Directive ▸ Locate every line in the material below that has the word "screenshot". Copy each of those lines.

[Rows from a dataset of pages and code]
------------------------------------------------------------

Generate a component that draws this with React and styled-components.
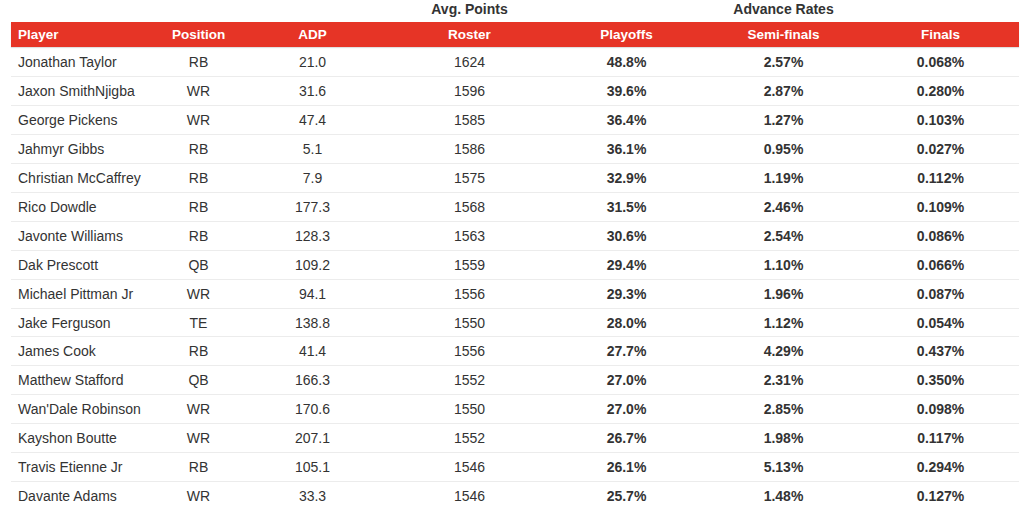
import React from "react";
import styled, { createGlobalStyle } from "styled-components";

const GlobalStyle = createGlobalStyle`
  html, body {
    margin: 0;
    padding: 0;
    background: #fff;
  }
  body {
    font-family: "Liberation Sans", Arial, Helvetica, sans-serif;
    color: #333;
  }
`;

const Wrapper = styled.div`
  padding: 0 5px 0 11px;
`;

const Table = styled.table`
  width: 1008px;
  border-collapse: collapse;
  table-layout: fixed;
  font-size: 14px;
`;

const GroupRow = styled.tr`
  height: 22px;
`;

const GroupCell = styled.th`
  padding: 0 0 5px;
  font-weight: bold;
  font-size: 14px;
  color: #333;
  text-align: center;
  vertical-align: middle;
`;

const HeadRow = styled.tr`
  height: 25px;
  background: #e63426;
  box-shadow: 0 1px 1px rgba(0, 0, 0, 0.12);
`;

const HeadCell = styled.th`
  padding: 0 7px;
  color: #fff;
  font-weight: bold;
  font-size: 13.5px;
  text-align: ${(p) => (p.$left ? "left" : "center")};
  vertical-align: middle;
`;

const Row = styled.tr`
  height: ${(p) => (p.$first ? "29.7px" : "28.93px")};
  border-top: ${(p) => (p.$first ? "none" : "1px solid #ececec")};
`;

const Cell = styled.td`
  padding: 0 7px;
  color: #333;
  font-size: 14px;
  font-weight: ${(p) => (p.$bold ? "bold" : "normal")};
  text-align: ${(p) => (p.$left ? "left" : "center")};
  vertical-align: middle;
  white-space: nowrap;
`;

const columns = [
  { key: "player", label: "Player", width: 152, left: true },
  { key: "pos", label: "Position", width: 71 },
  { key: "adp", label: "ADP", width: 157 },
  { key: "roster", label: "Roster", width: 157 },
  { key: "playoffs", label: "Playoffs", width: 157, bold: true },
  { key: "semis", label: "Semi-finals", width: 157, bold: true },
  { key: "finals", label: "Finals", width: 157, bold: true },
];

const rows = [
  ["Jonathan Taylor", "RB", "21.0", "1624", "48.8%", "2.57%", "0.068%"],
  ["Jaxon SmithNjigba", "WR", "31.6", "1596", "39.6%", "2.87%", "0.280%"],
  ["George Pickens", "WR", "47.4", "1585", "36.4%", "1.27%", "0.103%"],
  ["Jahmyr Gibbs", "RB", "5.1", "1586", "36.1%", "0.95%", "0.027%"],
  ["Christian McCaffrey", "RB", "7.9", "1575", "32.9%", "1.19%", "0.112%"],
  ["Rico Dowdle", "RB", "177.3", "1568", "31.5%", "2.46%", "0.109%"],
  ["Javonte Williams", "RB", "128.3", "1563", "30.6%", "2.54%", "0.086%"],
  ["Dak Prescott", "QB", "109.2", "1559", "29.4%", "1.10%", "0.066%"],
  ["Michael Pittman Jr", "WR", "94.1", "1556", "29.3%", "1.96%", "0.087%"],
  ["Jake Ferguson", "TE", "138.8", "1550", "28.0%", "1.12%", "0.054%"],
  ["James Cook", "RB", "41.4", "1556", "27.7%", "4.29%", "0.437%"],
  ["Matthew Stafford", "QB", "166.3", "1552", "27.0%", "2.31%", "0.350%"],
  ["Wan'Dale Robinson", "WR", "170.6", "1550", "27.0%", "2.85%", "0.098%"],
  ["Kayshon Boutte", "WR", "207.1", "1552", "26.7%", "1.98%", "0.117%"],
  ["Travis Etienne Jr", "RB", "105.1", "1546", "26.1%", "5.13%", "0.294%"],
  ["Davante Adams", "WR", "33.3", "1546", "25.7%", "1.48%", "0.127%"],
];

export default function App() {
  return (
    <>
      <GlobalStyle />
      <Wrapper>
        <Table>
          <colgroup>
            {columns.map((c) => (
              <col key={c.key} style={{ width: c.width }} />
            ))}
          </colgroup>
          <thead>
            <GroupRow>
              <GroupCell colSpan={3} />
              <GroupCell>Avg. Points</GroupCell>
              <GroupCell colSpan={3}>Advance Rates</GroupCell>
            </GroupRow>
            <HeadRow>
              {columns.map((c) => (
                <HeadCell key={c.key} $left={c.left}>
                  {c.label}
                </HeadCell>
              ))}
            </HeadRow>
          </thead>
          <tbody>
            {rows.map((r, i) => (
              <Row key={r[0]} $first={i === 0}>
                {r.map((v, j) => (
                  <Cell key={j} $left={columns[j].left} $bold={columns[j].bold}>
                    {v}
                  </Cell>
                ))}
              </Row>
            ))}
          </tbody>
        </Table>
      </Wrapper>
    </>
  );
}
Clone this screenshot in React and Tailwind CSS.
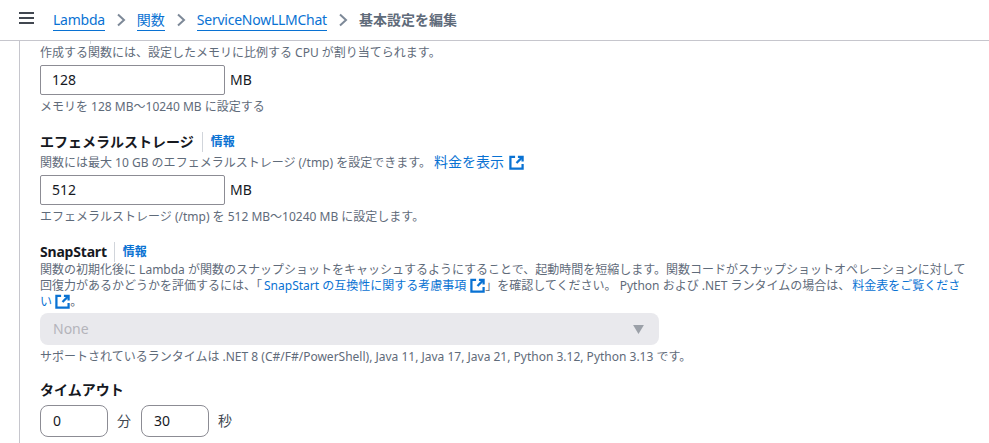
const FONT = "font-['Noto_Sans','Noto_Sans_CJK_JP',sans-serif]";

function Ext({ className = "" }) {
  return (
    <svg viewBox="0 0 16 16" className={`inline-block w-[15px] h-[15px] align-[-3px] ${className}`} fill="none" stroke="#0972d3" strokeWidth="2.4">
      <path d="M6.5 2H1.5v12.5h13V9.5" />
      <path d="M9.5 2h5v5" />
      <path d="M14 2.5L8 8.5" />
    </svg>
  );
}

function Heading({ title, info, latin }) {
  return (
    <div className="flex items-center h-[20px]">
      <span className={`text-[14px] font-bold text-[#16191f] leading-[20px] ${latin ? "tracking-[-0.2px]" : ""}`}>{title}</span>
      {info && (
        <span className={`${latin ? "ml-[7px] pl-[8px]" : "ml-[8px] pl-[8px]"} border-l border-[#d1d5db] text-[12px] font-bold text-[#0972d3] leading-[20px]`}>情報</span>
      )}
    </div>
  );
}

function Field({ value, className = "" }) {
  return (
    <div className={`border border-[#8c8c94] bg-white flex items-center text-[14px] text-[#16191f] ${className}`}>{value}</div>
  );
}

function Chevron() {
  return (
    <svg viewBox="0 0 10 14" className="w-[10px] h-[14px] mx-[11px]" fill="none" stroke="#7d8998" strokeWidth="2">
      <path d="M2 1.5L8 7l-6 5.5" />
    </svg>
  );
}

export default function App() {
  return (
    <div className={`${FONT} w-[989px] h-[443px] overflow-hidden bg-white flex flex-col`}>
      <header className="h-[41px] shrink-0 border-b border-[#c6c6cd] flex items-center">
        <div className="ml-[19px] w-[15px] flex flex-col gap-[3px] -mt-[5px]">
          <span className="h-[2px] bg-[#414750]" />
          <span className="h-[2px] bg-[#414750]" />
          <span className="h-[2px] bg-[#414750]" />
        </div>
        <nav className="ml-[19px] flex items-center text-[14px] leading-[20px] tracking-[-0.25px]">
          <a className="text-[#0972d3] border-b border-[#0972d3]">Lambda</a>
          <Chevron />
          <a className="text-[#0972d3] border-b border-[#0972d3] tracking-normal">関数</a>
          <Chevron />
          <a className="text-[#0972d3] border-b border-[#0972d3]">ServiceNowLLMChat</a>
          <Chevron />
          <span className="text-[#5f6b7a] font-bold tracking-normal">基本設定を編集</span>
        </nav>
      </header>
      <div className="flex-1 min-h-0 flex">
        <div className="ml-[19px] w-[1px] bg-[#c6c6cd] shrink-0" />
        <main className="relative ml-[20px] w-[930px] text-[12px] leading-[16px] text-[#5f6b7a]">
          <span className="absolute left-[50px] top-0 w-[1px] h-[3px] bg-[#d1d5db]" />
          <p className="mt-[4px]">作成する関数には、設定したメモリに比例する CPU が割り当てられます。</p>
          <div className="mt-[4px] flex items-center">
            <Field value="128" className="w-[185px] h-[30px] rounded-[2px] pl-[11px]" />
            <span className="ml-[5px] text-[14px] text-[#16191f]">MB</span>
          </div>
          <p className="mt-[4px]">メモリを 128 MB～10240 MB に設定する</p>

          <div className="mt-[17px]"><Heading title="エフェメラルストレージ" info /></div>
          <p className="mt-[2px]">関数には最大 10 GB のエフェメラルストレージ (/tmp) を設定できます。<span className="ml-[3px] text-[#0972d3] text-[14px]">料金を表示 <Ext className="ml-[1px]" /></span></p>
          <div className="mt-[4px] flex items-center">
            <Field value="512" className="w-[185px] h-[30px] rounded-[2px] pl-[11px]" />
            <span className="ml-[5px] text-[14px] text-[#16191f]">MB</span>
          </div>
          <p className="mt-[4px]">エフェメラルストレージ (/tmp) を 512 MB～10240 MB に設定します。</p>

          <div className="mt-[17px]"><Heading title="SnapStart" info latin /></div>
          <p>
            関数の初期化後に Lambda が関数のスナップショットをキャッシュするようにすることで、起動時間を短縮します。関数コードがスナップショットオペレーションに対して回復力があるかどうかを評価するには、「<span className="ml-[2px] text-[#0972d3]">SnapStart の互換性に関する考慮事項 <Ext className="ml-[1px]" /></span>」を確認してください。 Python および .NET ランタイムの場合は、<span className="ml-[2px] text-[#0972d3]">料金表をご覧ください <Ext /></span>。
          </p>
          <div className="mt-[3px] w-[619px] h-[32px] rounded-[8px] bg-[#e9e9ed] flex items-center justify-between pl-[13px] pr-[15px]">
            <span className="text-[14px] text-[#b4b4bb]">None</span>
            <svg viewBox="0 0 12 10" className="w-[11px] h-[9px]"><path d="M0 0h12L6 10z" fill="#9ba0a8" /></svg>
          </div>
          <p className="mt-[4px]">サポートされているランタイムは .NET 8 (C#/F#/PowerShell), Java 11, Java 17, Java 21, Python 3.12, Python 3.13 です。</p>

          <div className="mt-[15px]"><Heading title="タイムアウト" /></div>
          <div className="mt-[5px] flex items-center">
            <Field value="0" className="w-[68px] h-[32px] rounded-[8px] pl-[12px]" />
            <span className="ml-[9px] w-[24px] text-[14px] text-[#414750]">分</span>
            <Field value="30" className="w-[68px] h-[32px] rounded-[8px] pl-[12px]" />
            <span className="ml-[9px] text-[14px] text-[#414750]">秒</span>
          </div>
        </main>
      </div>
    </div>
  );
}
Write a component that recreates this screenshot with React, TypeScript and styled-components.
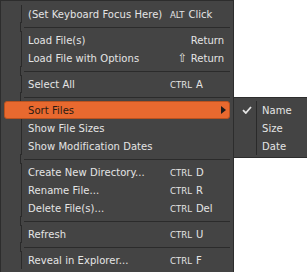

------------------------------------------------------------

Full solution ▸
Clone this screenshot in React and Tailwind CSS.
Write a component that recreates this screenshot with React, TypeScript and styled-components.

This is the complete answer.